Out of 19 Latin American countries Colombia had the 7th best “law and crime” indicators, according to a new report from the news analysis website Latinvex.
Latinvex used six categories to determine the general state of “law and crime” in the 19 Latin American countries.
Colombia ranked “sixth in categories like reliability of police, judicial independence, overall rule of law and property rights and fifth in terms of having the lowest corruption. However, its overall score is pulled down by having Latin America’s fifth-highest homicide rate,” said the report.

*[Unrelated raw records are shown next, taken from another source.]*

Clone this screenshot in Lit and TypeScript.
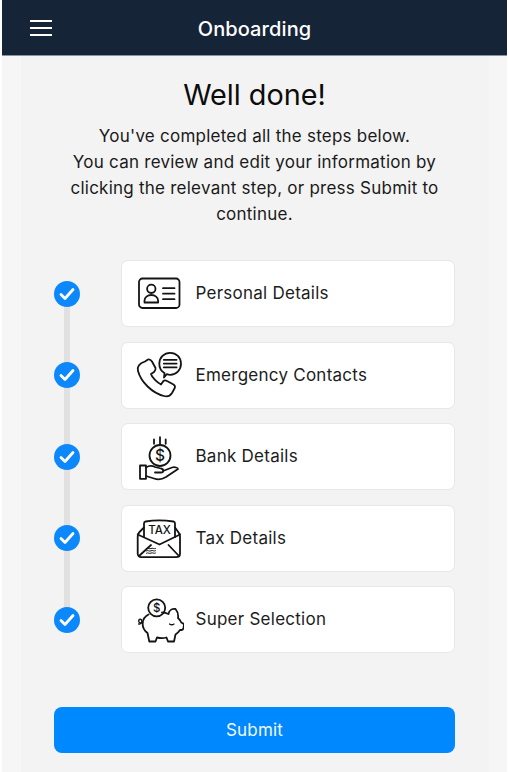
import { LitElement, html, css, svg } from 'lit';
import { customElement } from 'lit/decorators.js';

const idCard = svg`
  <rect x="5" y="9.5" width="40.5" height="29.5" rx="3.5" />
  <circle cx="17.3" cy="19.8" r="4.2" />
  <path d="M10.5 33.5v-2c0-3 3-5.5 6.8-5.5s6.8 2.500 6.8 5.500v2z" />
  <path d="M29 19.2h11.5M29 24.7h11.5M29 30.2h11.5" />
`;

const phone = svg`
  <path d="M11 11.5l3-2c2-.5 3 .5 4 2l3.500 6.500c.5 2-.5 3-1.500 4l-3 2c1 4 7 9 10 10.500l2-3c1-1 2.500-1.500 4-.5l6.500 3.500c1.500 1 2 2.500 1 4l-2.500 4.500c-2 3-5 4-8 3C18 43 7 32 4 21c-1-4 1-7.500 7-9.500z" />
  <path d="M30.500 23C27.200 21.200 25.300 17.700 25.300 13.800 25.300 7.600 30.100 2.800 36.200 2.800S47 7.600 47 13.800 42.200 24.800 36.200 24.800c-1.300 0-2.300-.2-3.400-.6l-2.800 3.300z" />
  <path d="M29.800 9.800h12.800M29.800 13.600h12.800M29.800 17.400h12.800" />
`;

const coinHand = svg`
  <path d="M20 7.500v4.300M26 5.200v6.600M31.700 7.500v4.300" />
  <circle cx="26" cy="23.500" r="10.500" />
  <text x="26" y="29" text-anchor="middle" class="glyph" font-size="15.500">$</text>
  <rect x="6" y="33.500" width="6" height="13.300" />
  <path d="M12 35.500c3-2 6-2 9-.5l6 1.500c3 .5 3 4 0 4h-6M29 39l9-3.500c3-1 6 .5 6 1.500L32 45c-4 2.500-8 3-12 1.500L12 44" />
`;

const taxEnvelope = svg`
  <path d="M10 14.500L5.500 19c-1.300 1.300-1.800 3-1.800 5v16.500c0 2 1.500 3.700 3.500 3.700h35c2.300 0 3.800-1.700 3.800-3.700V24c0-2-.5-3.700-1.800-5L41 14.500" />
  <path d="M10 24V10.500c0-1 .6-1.800 1.600-2 9-1.500 18-1.500 27.800 0 1 .2 1.600 1 1.600 2V24" />
  <path d="M3.700 21.500l21.800 10 20.500-10" />
  <path d="M5 43l12-11M45 43L34.500 32" />
  <text x="25.500" y="20.800" text-anchor="middle" class="glyph" font-size="11.500" letter-spacing=".5">TAX</text>
  <path d="M12.500 35.500c1.500-1 3 1 4.500 0s3 1 4.500 0M12.500 37.800c1.500-1 3 1 4.500 0s3 1 4.500 0M12.500 40.100c1.500-1 3 1 4.500 0s3 1 4.500 0" stroke-width="1" />
`;

const piggy = svg`
  <circle cx="22.700" cy="12.800" r="8.500" />
  <text x="22.700" y="17" text-anchor="middle" class="glyph" font-size="11.500">$</text>
  <path d="M14.500 19.500c-3 1.500-5.500 4.500-5.800 8.500-.3 4 1.500 7.500 4.800 10l1.800 8.500h6.200l1.500-4c3.500.8 6.500.8 9.500 0l1.500 4h6l1.500-7c2-1.300 3.500-3 4.500-4.500h2c1.500-.5 2-3 1.800-6l-2.500-1.500c-.8-1.800-2-3.500-3.300-4.500.6-3.500-.4-6.500-2.500-9-3.500-.5-6.500 1.500-7 5-2-1-4.500-1.500-6.500-1.500" />
  <path d="M35.500 29c1.500 1 3 1 4.500 0" stroke-width="1.300" />
  <path d="M8.700 27.500c-2 1-4 .5-4-1.500s2.500-2.500 3-.5-1.500 4-3 3.500" stroke-width="1.400" />
`;

const steps = [
  { label: 'Personal Details', icon: idCard },
  { label: 'Emergency Contacts', icon: phone },
  { label: 'Bank Details', icon: coinHand },
  { label: 'Tax Details', icon: taxEnvelope },
  { label: 'Super Selection', icon: piggy },
];

@customElement('app-root')
export class AppRoot extends LitElement {
  static styles = css`
    :host {
      display: block;
      min-height: 100vh;
      background: #fff;
      font-family: Inter, 'Liberation Sans', sans-serif;
      color: #111;
    }
    .page {
      margin: 0 2px;
      min-height: 772px;
      background: #f6f6f6;
      display: flex;
      flex-direction: column;
    }
    header {
      height: 55px;
      flex: none;
      background: #162438;
      border-bottom: 1px solid #8a93a5;
      display: flex;
      align-items: center;
      padding: 0 28px;
      position: relative;
    }
    .menu {
      display: flex;
      flex-direction: column;
      gap: 5.3px;
      width: 22px;
      margin-top: 1px;
    }
    .menu span {
      display: block;
      height: 2px;
      background: #fff;
    }
    .title {
      position: absolute;
      left: 0;
      right: 0;
      top: 15px;
      text-align: center;
      color: #fff;
      font-size: 20px;
      line-height: 28px;
      font-weight: 500;
      letter-spacing: 0.1px;
    }
    .content {
      margin: 0 18px 0 19px;
      background: #f3f3f3;
      flex: 1;
      padding: 21px 34px 0 33px;
      display: flex;
      flex-direction: column;
    }
    h1 {
      margin: 0;
      font-size: 28.8px;
      line-height: 36px;
      font-weight: 400;
      text-align: center;
      color: #0c0c0c;
    }
    .intro {
      margin: 10px 0 0;
      font-size: 17px;
      line-height: 26px;
      letter-spacing: 0.24px;
      text-align: center;
      color: #1a1a1a;
    }
    .steps {
      margin-top: 33px;
      display: flex;
      flex-direction: column;
      gap: 14.6px;
      position: relative;
    }
    .steps::before {
      content: '';
      position: absolute;
      left: 10px;
      width: 6px;
      top: 33px;
      bottom: 33px;
      background: #e1e1e1;
    }
    .step {
      display: flex;
      align-items: center;
      gap: 41px;
      position: relative;
    }
    .check {
      width: 26px;
      height: 26px;
      flex: none;
      border-radius: 50%;
      background: #0d88fb;
      display: flex;
      align-items: center;
      justify-content: center;
    }
    .card {
      flex: 1;
      height: 67px;
      box-sizing: border-box;
      background: #fff;
      border: 1px solid #e7e7e7;
      border-radius: 7px;
      display: flex;
      align-items: center;
      gap: 11.5px;
      padding-left: 12px;
      font-size: 17px;
      letter-spacing: 0.25px;
      color: #1c1c1c;
    }
    .card span {
      padding-bottom: 1px;
    }
    .icon {
      width: 50px;
      height: 50px;
      flex: none;
      fill: none;
      stroke: #141414;
      stroke-width: 1.800;
      stroke-linecap: round;
      stroke-linejoin: round;
    }
    .glyph {
      fill: #141414;
      stroke: none;
      font-family: Inter, 'Liberation Sans', sans-serif;
      font-weight: 500;
      letter-spacing: 0;
    }
    button {
      margin-top: 54px;
      height: 46px;
      border: none;
      border-radius: 8px;
      background: #0088ff;
      color: #f2f8ff;
      font: 400 17px Inter, 'Liberation Sans', sans-serif;
      letter-spacing: 0.2px;
      padding: 0;
    }
  `;

  render() {
    return html`
      <div class="page">
        <header>
          <div class="menu"><span></span><span></span><span></span></div>
          <div class="title">Onboarding</div>
        </header>
        <div class="content">
          <h1>Well done!</h1>
          <p class="intro">
            You've completed all the steps below.<br />
            You can review and edit your information by<br />
            clicking the relevant step, or press Submit to<br />
            continue.
          </p>
          <div class="steps">
            ${steps.map(
              (s) => html`
                <div class="step">
                  <div class="check">
                    <svg width="16" height="14" viewBox="0 0 16 14">
                      <path d="M2 7.500l4 4L14 2.500" fill="none" stroke="#fff" stroke-width="2.800" stroke-linecap="round" stroke-linejoin="round" />
                    </svg>
                  </div>
                  <div class="card">
                    <svg class="icon" viewBox="0 0 50 50">${s.icon}</svg>
                    <span>${s.label}</span>
                  </div>
                </div>
              `
            )}
          </div>
          <button>Submit</button>
        </div>
      </div>
    `;
  }
}
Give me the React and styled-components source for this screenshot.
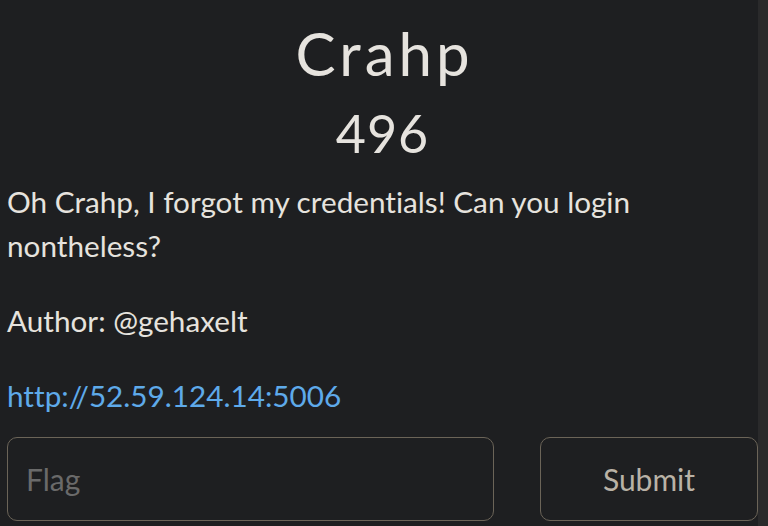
import React from 'react';
import styled, { createGlobalStyle } from 'styled-components';

const GlobalStyle = createGlobalStyle`
  html, body {
    margin: 0;
    padding: 0;
    background-color: #1e1f21;
  }
  body {
    font-family: Lato, "Open Sans", sans-serif;
    font-variant-ligatures: none;
    overflow: hidden;
  }
`;

const Page = styled.div`
  display: flex;
  width: 768px;
  height: 526px;
  background-color: #1e1f21;
`;

const Modal = styled.div`
  flex: 1;
  overflow: hidden;
  padding: 0 0 0 7px;
  color: #e6e3de;
`;

const Scrollbar = styled.div`
  width: 10px;
  background-color: #2a2a2b;
`;

const Title = styled.h1`
  margin: 0;
  padding-top: 15px;
  text-align: center;
  font-size: 60px;
  font-weight: 400;
  letter-spacing: 4px;
  text-indent: 4px;
  line-height: 76px;
`;

const Points = styled.h2`
  margin: 11px 0 16px;
  text-align: center;
  font-size: 52px;
  font-weight: 400;
  letter-spacing: 1px;
  line-height: 62px;
`;

const Text = styled.p`
  margin: 0 0 31px;
  font-size: 29.7px;
  line-height: 44px;
`;

const Link = styled.a`
  color: #5eaaea;
  text-decoration: none;
`;

const FormRow = styled.div`
  display: grid;
  grid-template-columns: 487px 218px;
  column-gap: 46px;
  margin-top: -12px;
`;

const Field = styled.input`
  box-sizing: border-box;
  height: 84px;
  padding: 0 18px;
  background: transparent;
  border: 1.5px solid #6b6458;
  border-radius: 10px;
  color: #e6e3de;
  font-family: Lato, sans-serif;
  font-size: 30px;
  outline: none;
  &::placeholder {
    color: #6a6a6a;
  }
`;

const SubmitButton = styled.button`
  box-sizing: border-box;
  height: 84px;
  background: transparent;
  border: 1.5px solid #6b6458;
  border-radius: 10px;
  color: #b9b2a6;
  font-family: Lato, sans-serif;
  font-size: 30px;
  cursor: pointer;
`;

const App = () => (
  <>
    <GlobalStyle />
    <Page>
      <Modal>
        <Title>Crahp</Title>
        <Points>496</Points>
        <Text>Oh Crahp, I forgot my credentials! Can you login nontheless?</Text>
        <Text>Author: @gehaxelt</Text>
        <Text>
          <Link href="#">http://52.59.124.14:5006</Link>
        </Text>
        <FormRow>
          <Field placeholder="Flag" />
          <SubmitButton>Submit</SubmitButton>
        </FormRow>
      </Modal>
      <Scrollbar />
    </Page>
  </>
);

export default App;
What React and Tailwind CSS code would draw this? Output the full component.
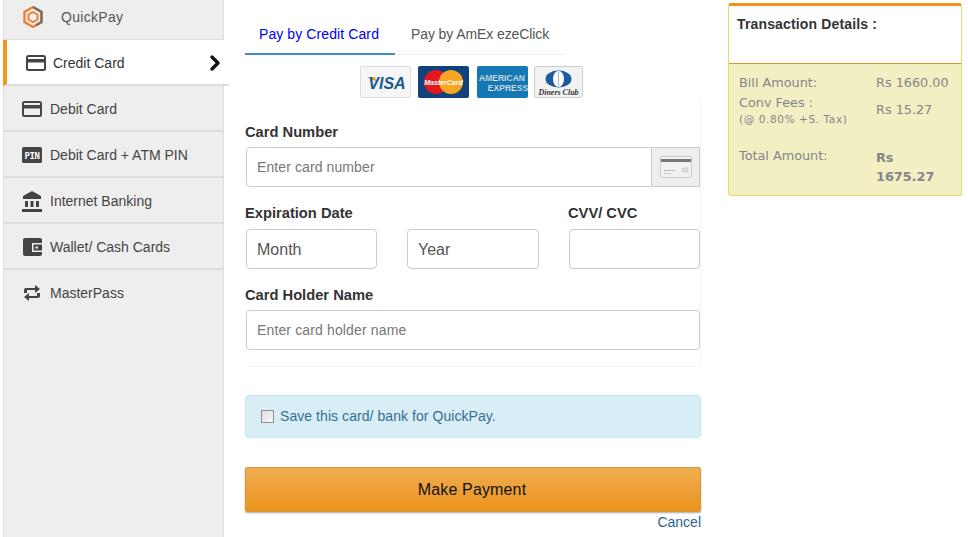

The report used the latest available data from the United Nations Office on Drugs and Crime, The World Bank, Transparency International, Heritage Foundation and the World Economic Forum.
Both Mexico and Brazil recieved better marks with regards to corruption, reliability of police and homicide rates than Colombia.
With a total of 14,573 homicides in 2011, Colombia registered a homicide rate of 33 per 100,000 people, compared to Mexico’s 18 per 100,000 and Brazil’s 26.
The country with the least favorable ranking in the aforementioned categories was Colombia’s neighbor Venezuela, mainly due to soaring murder rates, a government-dependent judiciary and government expropriations.
Chile topped five of the six categories used in Latinvex’ Law & Crime Index. It had “Latin America’s most reliable police, highest judicial independence, lowest corruption, highest property rights and best overall rule of law,” concluded the report.
Latinvex is a website specialized in news and analysis from Latin America.
100 represented the best possible indications and one the worst.